Evaluate those potentially defective conditions. Record qualitative and/or quantitative data about the conditions so there is some basis upon which a decision could logically be made. The recorded data doesn’t need to be sophisticated or produced in a labor-intensive manner.[4]

Document the deliberative processes. Record the decision-making processes, including factors considered and the ultimate decisions made. Evidence of balancing competing interests (e.g., budgetary constraints, allocation of resources, and public safety) strengthens a claim of discretionary immunity.[5]


[1] In Andrews v. Water Reclamation District of Greater Chicago, 160 N.E.3d 895 (Ill. 2019). the water district’s clear lack of awareness of the condition involved in the accident proved fatal to its claim of discretionary immunity under the Act.

[2] In Goudanis v. Village of Hillsdale, 2025 IL App (1st) 242300-U, the presence of inspection records demonstrated that the municipality was aware of the defective condition when it exercised its authority.

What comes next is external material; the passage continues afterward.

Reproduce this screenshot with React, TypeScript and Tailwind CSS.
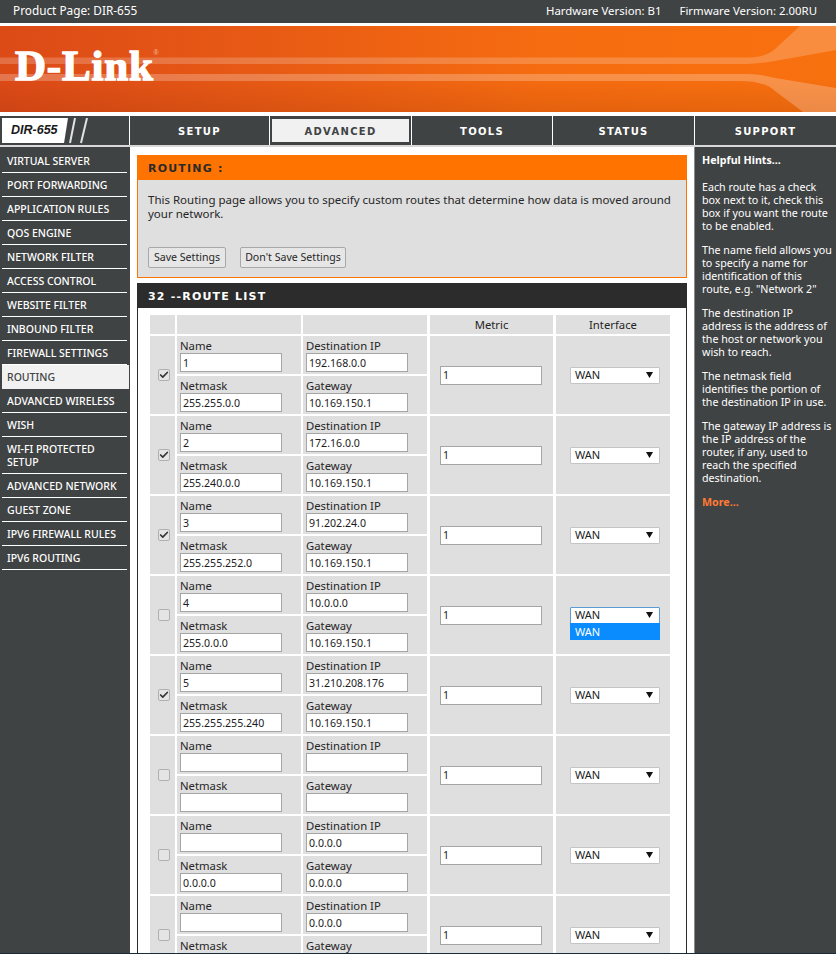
import { Check } from "lucide-react";

const sideItems = [
  "VIRTUAL SERVER",
  "PORT FORWARDING",
  "APPLICATION RULES",
  "QOS ENGINE",
  "NETWORK FILTER",
  "ACCESS CONTROL",
  "WEBSITE FILTER",
  "INBOUND FILTER",
  "FIREWALL SETTINGS",
  "ROUTING",
  "ADVANCED WIRELESS",
  "WISH",
  "WI-FI PROTECTED SETUP",
  "ADVANCED NETWORK",
  "GUEST ZONE",
  "IPV6 FIREWALL RULES",
  "IPV6 ROUTING",
];

const routes = [
  { on: true, name: "1", dest: "192.168.0.0", mask: "255.255.0.0", gw: "10.169.150.1" },
  { on: true, name: "2", dest: "172.16.0.0", mask: "255.240.0.0", gw: "10.169.150.1" },
  { on: true, name: "3", dest: "91.202.24.0", mask: "255.255.252.0", gw: "10.169.150.1" },
  { on: false, name: "4", dest: "10.0.0.0", mask: "255.0.0.0", gw: "10.169.150.1", open: true },
  { on: true, name: "5", dest: "31.210.208.176", mask: "255.255.255.240", gw: "10.169.150.1" },
  { on: false, name: "", dest: "", mask: "", gw: "" },
  { on: false, name: "", dest: "0.0.0.0", mask: "0.0.0.0", gw: "0.0.0.0" },
  { on: false, name: "", dest: "0.0.0.0", mask: "0.0.0.0", gw: "0.0.0.0" },
];

const hints = [
  ["Each route has a check", "box next to it, check this", "box if you want the route", "to be enabled."],
  ["The name field allows you", "to specify a name for", "identification of this", 'route, e.g. "Network 2"'],
  ["The destination IP", "address is the address of", "the host or network you", "wish to reach."],
  ["The netmask field", "identifies the portion of", "the destination IP in use."],
  ["The gateway IP address is", "the IP address of the", "router, if any, used to", "reach the specified", "destination."],
];

function TextField({ value, className }: { value: string; className: string }) {
  return (
    <input
      readOnly
      value={value}
      className={`block h-[19px] border border-[#a5a5a5] bg-white px-[2px] text-[10.6px] text-[#1b1b1b] outline-none ${className}`}
    />
  );
}

function FieldCell({ label, value }: { label: string; value: string }) {
  return (
    <div className="h-[38px] bg-[#dfdfdf] pl-[3px] pt-[3px]">
      <div className="h-[14px] text-[11.3px] leading-[13px] text-[#262626]">{label}</div>
      <TextField value={value} className="w-[102px]" />
    </div>
  );
}

function InterfaceSelect({ open }: { open?: boolean }) {
  return (
    <div className="relative w-[90px]">
      <div
        className={`flex h-[17px] items-center justify-between rounded-[1px] border bg-white pl-[4px] pr-[4px] text-[11px] text-[#222] ${
          open ? "border-[#5b9bd5]" : "border-[#c4c4c4]"
        }`}
      >
        <span className="pt-[1px]">WAN</span>
        <svg width="7" height="6" viewBox="0 0 7 6" className="mr-[2px]">
          <path d="M0 0H7L3.5 6Z" fill="#111" />
        </svg>
      </div>
      {open && (
        <div className="absolute left-0 top-[16px] h-[17px] w-[90px] bg-[#0a8cff] pl-[5px] text-[11px] leading-[17px] text-white">
          WAN
        </div>
      )}
    </div>
  );
}

function RouteRow({ route }: { route: (typeof routes)[number] }) {
  return (
    <div className="mb-[2px] flex h-[78px] gap-[2px]">
      <div className="flex w-[25px] items-center justify-center bg-[#dfdfdf] pl-[2px]">
        <span className="flex h-[12px] w-[12px] items-center justify-center rounded-[2px] border border-[#b0b0b0] bg-[#e4e4e4]">
          {route.on && <Check size={10} strokeWidth={4} className="text-[#333]" />}
        </span>
      </div>
      <div className="grid w-[250px] grid-cols-[124px_124px] gap-[2px]">
        <FieldCell label="Name" value={route.name} />
        <FieldCell label="Destination IP" value={route.dest} />
        <FieldCell label="Netmask" value={route.mask} />
        <FieldCell label="Gateway" value={route.gw} />
      </div>
      <div className="ml-[1px] flex w-[123px] items-center bg-[#dfdfdf] pl-[10px]">
        <TextField value="1" className="w-[102px]" />
      </div>
      <div className="ml-[1px] flex w-[114px] items-center bg-[#dfdfdf] pl-[14px]">
        <InterfaceSelect open={route.open} />
      </div>
    </div>
  );
}

function Banner() {
  return (
    <div className="relative flex h-[86px] items-center overflow-hidden bg-[linear-gradient(180deg,rgba(0,0,0,0)_60%,rgba(120,30,0,0.14)_100%),linear-gradient(90deg,#dc4a17_0%,#e95c14_35%,#f66c10_65%,#f8710f_100%)] pl-[15px]">
      <svg viewBox="0 0 836 86" className="absolute inset-0 h-[86px] w-[836px]">
        <path
          d="M0 31.5H745C760 31.5 768 29 775 23L800 0H836V24L775 35C765 37 750 38 740 38H0Z"
          fill="#fff"
          opacity="0.2"
        />
        <path
          d="M0 48H740C755 48 765 49 775 52L836 62V86H803L775 65C768 58 755 55 740 55H0Z"
          fill="#fff"
          opacity="0.24"
        />
      </svg>
      <span className="relative mb-[8px] font-['Liberation_Serif',serif] text-[43px] font-bold leading-none tracking-[0.8px] text-white [-webkit-text-stroke:1.4px_white]">
        D-Link
        <span className="absolute right-[-5px] top-[5px] font-['Liberation_Sans',sans-serif] text-[7px] font-normal leading-none tracking-normal text-white/60 [-webkit-text-stroke:0]">
          ®
        </span>
      </span>
    </div>
  );
}

function NavBar() {
  const tabs = ["SETUP", "ADVANCED", "TOOLS", "STATUS", "SUPPORT"];
  return (
    <div className="grid h-[29px] grid-cols-[129px_140px_142px_141px_142px_142px] bg-[#404344]">
      <div className="relative pl-[2px] pt-[2px]">
        <div className="flex h-[25px] w-[66px] items-center bg-white pl-[9px] font-['Liberation_Sans',sans-serif] text-[12.5px] font-bold italic text-[#1a1a1a] [clip-path:polygon(0_0,100%_0,94%_100%,0_100%)]">
          DIR-655
        </div>
        <svg width="20" height="26" viewBox="0 0 20 26" className="absolute left-[69px] top-[2px]">
          <path d="M6 0L1 25M18 0L12 25" stroke="#e2e2e2" strokeWidth="2" fill="none" />
        </svg>
      </div>
      {tabs.map((tab) => (
        <div key={tab} className="border-l border-white px-[2px] pt-[3px]">
          <div
            className={`flex h-[23px] items-center justify-center pt-[2px] font-['DejaVu_Sans',sans-serif] text-[10px] font-bold tracking-[1.3px] ${
              tab === "ADVANCED" ? "bg-[#f1f1f1] text-[#404344]" : "text-white"
            }`}
          >
            {tab}
          </div>
        </div>
      ))}
    </div>
  );
}

function Sidebar() {
  return (
    <aside className="w-[130px] shrink-0 bg-[#404344] pl-[2px] pt-[2px]">
      {sideItems.map((item) => (
        <div
          key={item}
          className={
            item === "ROUTING"
              ? "w-[127px] bg-[#f1f1f1] px-[5px] pb-[5px] pt-[6px] text-[10.5px] font-medium leading-[13px] text-[#404344]"
              : "w-[125px] border-b border-white px-[5px] pb-[4px] pt-[6px] text-[10.5px] font-medium leading-[13px] text-white"
          }
        >
          {item}
        </div>
      ))}
    </aside>
  );
}

function HintsPanel() {
  return (
    <aside className="w-[142px] shrink-0 border-l border-[#8a8a8a] bg-[#404344] pl-[7px] pt-[7px] text-[10.7px] leading-[13px] text-white">
      <div className="mb-[14px] font-bold">Helpful Hints...</div>
      {hints.map((lines) => (
        <p key={lines[0]} className="mb-[11px] whitespace-nowrap">
          {lines.map((line) => (
            <span key={line} className="block">
              {line}
            </span>
          ))}
        </p>
      ))}
      <div className="font-bold text-[#ff7a33]">More...</div>
    </aside>
  );
}

export default function App() {
  return (
    <div className="flex h-[954px] w-[836px] flex-col overflow-hidden bg-white font-['Noto_Sans','DejaVu_Sans',sans-serif]">
      <div className="flex h-[23px] shrink-0 items-center justify-between bg-[#404344] pb-[1px] pl-[13px] pr-[19px] text-white">
        <span className="text-[11.8px]">Product Page: DIR-655</span>
        <span className="flex gap-[18px] text-[11.4px]">
          <span>Hardware Version: B1</span>
          <span>Firmware Version: 2.00RU</span>
        </span>
      </div>
      <div className="h-[3px] shrink-0" />
      <Banner />
      <div className="h-[4px] shrink-0" />
      <NavBar />
      <div className="h-[2px] shrink-0 bg-[#d8d8d8]" />
      <div className="flex min-h-0 flex-1">
        <Sidebar />
        <main className="w-[564px] shrink-0 overflow-hidden bg-white pl-[7px] pt-[8px]">
          <section className="h-[123px] w-[550px] border border-t-0 border-[#ff7300] bg-[#dfdfdf]">
            <h2 className="flex h-[25px] items-center bg-[#ff7300] pl-[10px] pt-[3px] font-['DejaVu_Sans',sans-serif] text-[11px] font-bold tracking-[1.2px] text-[#2a2a2a]">
              ROUTING :
            </h2>
            <p className="pl-[10px] pr-[8px] pt-[13px] text-[11.5px] leading-[14px] text-[#262626]">
              This Routing page allows you to specify custom routes that determine how data is moved around your network.
            </p>
            <div className="flex gap-[14px] pl-[10px] pt-[26px]">
              <button className="h-[21px] w-[78px] whitespace-nowrap rounded-[2px] border border-[#a8a8a8] bg-[#e6e6e6] text-[10.6px] text-[#262626]">
                Save Settings
              </button>
              <button className="h-[21px] w-[106px] whitespace-nowrap rounded-[2px] border border-[#a8a8a8] bg-[#e6e6e6] text-[10.6px] text-[#262626]">
                Don't Save Settings
              </button>
            </div>
          </section>
          <section className="mt-[5px] h-[700px] w-[550px] border-x border-[#2c2c2c]">
            <h2 className="flex h-[25px] items-center bg-[#2c2c2c] pl-[10px] pt-[3px] font-['DejaVu_Sans',sans-serif] text-[11px] font-bold tracking-[1.2px] text-white">
              32 --ROUTE LIST
            </h2>
            <div className="pl-[12px] pt-[7px]">
              <div className="mb-[2px] flex h-[19px] gap-[2px] text-[11.3px] text-[#262626]">
                <div className="w-[25px] bg-[#dfdfdf]" />
                <div className="w-[124px] bg-[#dfdfdf]" />
                <div className="w-[124px] bg-[#dfdfdf]" />
                <div className="ml-[1px] flex w-[123px] items-center justify-center bg-[#dfdfdf] pt-[1px]">Metric</div>
                <div className="ml-[1px] flex w-[114px] items-center justify-center bg-[#dfdfdf] pt-[1px]">Interface</div>
              </div>
              {routes.map((route, i) => (
                <RouteRow key={i} route={route} />
              ))}
            </div>
          </section>
        </main>
        <HintsPanel />
      </div>
      <div className="h-px shrink-0 bg-[#1c2b3a]" />
    </div>
  );
}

[3] In Monson v. City of Danville, 115 N.E.3d 81 (Ill. 2018), a case involving a sidewalk injury similar to the injury in Goudanis, the city had conducted an evaluation of the sidewalks in the downtown area, but did not note the sidewalk deviation in question. The court noted that the City may have simply overlooked the deviation and therefore denied discretionary immunity under the Act. In Monson, the city’s director of public works testified that he believed the City looked at the particular concrete slabs at issue, but he conceded that he could not remember inspecting the specific slabs or making a decision not to repair the slabs. In contrast, the public official in Goudanis documented 21 specific slabs in the area at issue that he thought needed replacement. [See also Williams v. Village of Berkeley, 2024 IL App (1st) 231481. (The village was denied immunity when a public official inspected a tree and declared it to be healthy, lacking awareness of the rot in the tree which later caused the limb to break, injuring plaintiff.)]

[4] In Goudanis, the city was granted immunity based on the public works’ director’s testimony that although he thought the sidewalk at issue needed replacement, he determined it was not “overly hazardous.” For contrast, he testified that he repaired other sidewalks which he had evaluated as “obviously dangerous.”

[5] Again, the record of the deliberative process need not be overly sophisticated or involve highly formalized cost-benefit analysis. In Goudanis, immunity was granted on the basis of a record that contrasted the public works director’s observations and opinions about the sidewalk with the operational reality that the city’s annual budget was only $2 million.